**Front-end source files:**

================================

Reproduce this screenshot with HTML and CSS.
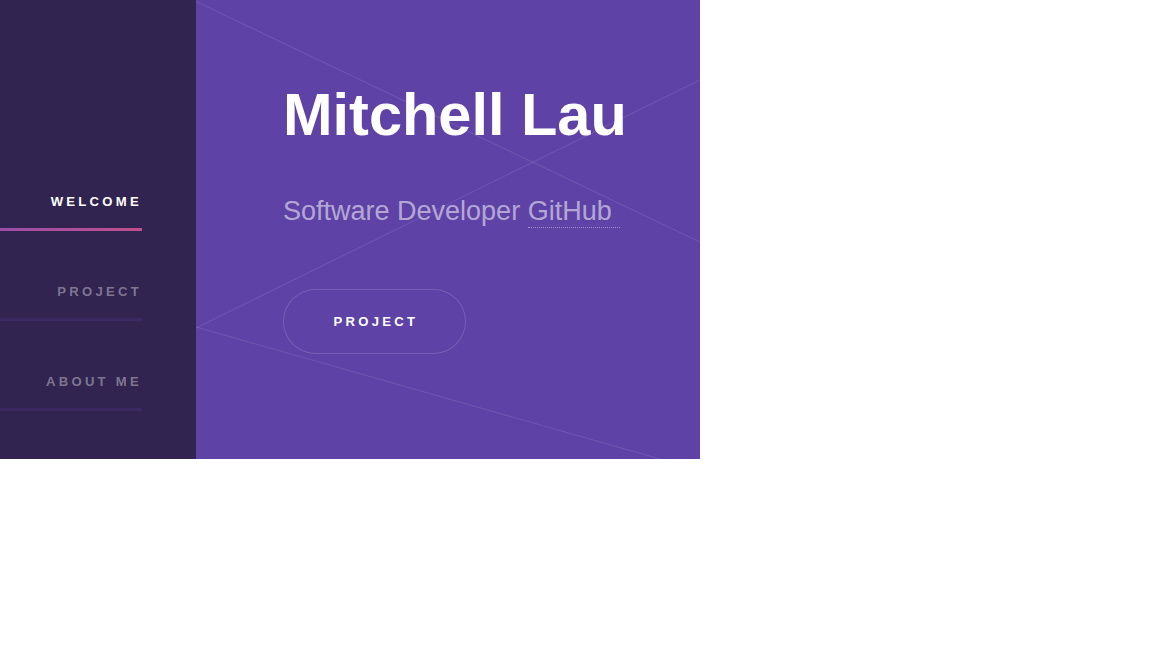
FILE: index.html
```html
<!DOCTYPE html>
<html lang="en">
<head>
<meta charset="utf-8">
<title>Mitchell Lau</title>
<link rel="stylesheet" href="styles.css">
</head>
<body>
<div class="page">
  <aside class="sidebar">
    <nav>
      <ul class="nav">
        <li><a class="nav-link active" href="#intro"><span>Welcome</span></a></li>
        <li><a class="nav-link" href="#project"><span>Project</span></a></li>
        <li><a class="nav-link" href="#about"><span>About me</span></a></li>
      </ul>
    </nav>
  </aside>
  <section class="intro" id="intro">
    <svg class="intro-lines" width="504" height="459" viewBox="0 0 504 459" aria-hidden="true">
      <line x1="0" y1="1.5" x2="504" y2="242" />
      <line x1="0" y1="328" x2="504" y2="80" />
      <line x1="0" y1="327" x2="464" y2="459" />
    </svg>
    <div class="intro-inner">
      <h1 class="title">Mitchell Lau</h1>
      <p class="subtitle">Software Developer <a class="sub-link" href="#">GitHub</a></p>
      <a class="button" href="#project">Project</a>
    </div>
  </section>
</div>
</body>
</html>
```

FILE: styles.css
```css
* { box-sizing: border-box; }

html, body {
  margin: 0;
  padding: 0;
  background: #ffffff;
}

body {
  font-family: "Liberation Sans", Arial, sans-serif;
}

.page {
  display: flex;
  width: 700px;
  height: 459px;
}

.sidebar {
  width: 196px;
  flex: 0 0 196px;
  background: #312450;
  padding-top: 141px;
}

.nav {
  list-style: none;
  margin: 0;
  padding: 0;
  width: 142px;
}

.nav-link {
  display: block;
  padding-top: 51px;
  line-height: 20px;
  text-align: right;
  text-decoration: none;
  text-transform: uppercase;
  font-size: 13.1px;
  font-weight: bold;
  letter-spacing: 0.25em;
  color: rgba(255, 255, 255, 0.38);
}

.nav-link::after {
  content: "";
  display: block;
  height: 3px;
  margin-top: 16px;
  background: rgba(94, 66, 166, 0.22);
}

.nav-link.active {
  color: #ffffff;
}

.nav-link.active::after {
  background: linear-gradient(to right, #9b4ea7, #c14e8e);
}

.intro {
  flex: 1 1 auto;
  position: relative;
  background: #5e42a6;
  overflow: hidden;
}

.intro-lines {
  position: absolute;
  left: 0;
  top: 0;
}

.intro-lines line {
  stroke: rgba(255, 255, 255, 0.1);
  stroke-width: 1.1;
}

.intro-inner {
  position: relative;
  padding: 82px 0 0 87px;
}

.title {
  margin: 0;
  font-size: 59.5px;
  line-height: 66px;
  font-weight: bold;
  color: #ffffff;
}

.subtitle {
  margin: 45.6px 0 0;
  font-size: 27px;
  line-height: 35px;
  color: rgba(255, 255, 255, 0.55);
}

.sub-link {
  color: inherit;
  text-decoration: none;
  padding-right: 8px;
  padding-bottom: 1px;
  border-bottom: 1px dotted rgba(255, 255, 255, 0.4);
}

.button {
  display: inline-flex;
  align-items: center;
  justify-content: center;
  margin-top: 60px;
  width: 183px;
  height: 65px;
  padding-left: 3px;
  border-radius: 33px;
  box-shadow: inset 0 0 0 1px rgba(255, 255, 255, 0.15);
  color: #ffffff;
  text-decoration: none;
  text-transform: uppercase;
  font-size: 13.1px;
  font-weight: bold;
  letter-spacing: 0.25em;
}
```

================================

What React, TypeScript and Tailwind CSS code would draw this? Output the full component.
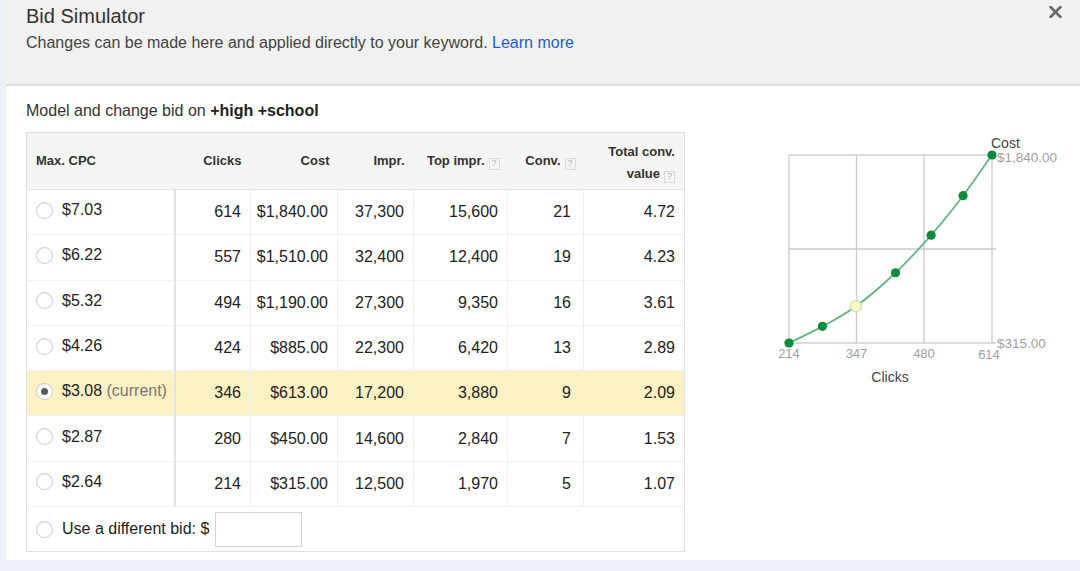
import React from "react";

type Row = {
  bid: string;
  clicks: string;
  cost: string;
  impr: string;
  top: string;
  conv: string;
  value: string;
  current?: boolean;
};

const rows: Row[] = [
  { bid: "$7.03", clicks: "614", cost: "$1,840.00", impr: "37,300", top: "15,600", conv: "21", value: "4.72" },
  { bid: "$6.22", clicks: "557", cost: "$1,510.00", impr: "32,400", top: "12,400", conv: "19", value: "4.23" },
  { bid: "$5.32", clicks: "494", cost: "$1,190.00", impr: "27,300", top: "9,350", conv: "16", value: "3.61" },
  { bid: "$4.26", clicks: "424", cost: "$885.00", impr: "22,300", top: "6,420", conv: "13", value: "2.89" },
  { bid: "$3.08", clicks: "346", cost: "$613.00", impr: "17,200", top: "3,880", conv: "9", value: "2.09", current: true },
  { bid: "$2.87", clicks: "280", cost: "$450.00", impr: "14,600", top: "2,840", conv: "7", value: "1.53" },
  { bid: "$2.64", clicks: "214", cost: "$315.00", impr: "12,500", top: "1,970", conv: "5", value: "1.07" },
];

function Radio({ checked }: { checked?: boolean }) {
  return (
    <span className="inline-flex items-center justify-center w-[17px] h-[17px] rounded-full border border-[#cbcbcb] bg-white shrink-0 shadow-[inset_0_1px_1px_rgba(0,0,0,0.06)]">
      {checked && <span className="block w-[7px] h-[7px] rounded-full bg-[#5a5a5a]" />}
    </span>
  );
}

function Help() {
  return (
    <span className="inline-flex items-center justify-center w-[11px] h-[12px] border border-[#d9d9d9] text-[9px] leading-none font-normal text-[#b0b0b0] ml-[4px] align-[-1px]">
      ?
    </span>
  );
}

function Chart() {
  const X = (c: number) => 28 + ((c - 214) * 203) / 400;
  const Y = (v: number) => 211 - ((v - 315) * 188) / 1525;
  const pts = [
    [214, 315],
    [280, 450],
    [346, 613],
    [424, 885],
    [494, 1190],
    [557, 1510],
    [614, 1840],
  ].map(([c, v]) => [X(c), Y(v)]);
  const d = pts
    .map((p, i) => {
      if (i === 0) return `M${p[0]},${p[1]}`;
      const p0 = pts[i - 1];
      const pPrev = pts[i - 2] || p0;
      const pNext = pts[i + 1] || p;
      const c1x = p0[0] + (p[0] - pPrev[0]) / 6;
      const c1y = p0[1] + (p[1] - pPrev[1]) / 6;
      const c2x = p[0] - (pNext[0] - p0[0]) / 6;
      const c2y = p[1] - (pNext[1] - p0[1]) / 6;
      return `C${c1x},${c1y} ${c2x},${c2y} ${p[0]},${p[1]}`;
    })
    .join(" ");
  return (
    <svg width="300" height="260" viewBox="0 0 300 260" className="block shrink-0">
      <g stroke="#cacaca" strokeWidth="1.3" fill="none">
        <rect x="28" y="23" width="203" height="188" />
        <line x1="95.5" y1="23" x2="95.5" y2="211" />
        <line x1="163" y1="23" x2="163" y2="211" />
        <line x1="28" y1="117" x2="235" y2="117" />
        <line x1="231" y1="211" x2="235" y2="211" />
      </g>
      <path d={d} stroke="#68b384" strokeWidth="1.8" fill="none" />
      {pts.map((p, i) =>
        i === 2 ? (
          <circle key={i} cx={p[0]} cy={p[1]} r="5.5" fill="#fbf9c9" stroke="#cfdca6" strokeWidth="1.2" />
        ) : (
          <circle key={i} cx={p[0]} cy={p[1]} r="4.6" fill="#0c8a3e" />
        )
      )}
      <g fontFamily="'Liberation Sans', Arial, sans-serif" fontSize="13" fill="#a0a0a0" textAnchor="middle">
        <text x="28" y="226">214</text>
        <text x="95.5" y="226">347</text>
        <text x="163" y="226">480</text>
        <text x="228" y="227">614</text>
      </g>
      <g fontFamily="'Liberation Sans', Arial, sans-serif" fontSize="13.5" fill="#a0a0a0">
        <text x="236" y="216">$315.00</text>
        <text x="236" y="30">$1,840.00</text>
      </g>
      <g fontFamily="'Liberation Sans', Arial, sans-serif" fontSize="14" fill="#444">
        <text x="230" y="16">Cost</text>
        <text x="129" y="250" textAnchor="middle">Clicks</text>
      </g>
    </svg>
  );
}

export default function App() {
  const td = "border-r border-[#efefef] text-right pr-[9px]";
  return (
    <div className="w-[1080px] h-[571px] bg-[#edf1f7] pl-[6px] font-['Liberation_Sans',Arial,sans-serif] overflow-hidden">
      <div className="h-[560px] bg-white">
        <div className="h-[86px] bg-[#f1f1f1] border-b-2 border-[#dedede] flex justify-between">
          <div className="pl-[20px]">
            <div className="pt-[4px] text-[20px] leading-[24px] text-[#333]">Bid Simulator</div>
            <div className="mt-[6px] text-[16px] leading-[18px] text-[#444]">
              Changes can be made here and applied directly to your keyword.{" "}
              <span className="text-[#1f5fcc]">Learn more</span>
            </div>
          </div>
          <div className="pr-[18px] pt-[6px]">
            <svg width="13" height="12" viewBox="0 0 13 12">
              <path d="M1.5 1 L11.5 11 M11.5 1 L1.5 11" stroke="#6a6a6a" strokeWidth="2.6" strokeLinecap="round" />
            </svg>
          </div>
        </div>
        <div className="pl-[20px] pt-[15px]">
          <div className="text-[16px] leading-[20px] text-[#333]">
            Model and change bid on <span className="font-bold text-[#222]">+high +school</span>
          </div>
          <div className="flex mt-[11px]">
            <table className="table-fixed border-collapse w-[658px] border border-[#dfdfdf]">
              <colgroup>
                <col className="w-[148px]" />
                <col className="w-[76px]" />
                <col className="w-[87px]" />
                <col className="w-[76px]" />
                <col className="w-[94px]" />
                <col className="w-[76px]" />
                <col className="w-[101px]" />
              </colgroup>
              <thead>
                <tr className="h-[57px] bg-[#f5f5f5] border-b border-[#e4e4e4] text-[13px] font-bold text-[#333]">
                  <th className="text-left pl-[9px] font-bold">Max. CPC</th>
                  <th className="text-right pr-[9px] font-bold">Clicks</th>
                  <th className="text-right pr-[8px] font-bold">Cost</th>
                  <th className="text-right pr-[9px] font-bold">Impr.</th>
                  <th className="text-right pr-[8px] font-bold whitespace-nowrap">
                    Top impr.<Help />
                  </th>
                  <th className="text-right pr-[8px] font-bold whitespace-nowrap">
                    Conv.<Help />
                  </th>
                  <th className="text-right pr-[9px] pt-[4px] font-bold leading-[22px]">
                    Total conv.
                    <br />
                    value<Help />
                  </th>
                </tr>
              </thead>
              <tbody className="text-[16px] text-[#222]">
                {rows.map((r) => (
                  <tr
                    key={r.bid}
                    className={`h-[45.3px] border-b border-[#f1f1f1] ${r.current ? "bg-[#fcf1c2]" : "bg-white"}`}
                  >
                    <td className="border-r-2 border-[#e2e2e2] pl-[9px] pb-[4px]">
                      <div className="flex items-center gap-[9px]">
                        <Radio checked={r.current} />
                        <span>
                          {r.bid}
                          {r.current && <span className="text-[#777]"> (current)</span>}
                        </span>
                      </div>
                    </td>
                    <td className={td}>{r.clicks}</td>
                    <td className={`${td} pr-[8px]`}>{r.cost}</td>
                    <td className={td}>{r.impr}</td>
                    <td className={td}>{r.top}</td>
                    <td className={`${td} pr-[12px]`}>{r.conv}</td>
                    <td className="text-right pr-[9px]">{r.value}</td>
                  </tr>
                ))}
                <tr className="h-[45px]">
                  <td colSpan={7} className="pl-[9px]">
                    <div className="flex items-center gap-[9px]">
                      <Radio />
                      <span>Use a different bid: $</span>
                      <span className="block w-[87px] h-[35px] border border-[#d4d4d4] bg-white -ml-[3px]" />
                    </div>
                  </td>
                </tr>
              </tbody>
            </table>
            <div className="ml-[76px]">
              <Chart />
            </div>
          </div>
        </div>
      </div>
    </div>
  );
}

================================

**REQUIRED TASK:**
In the entries above, count each line that holds "React". Give the total and nothing else.

**FINISHED ANSWER:**
2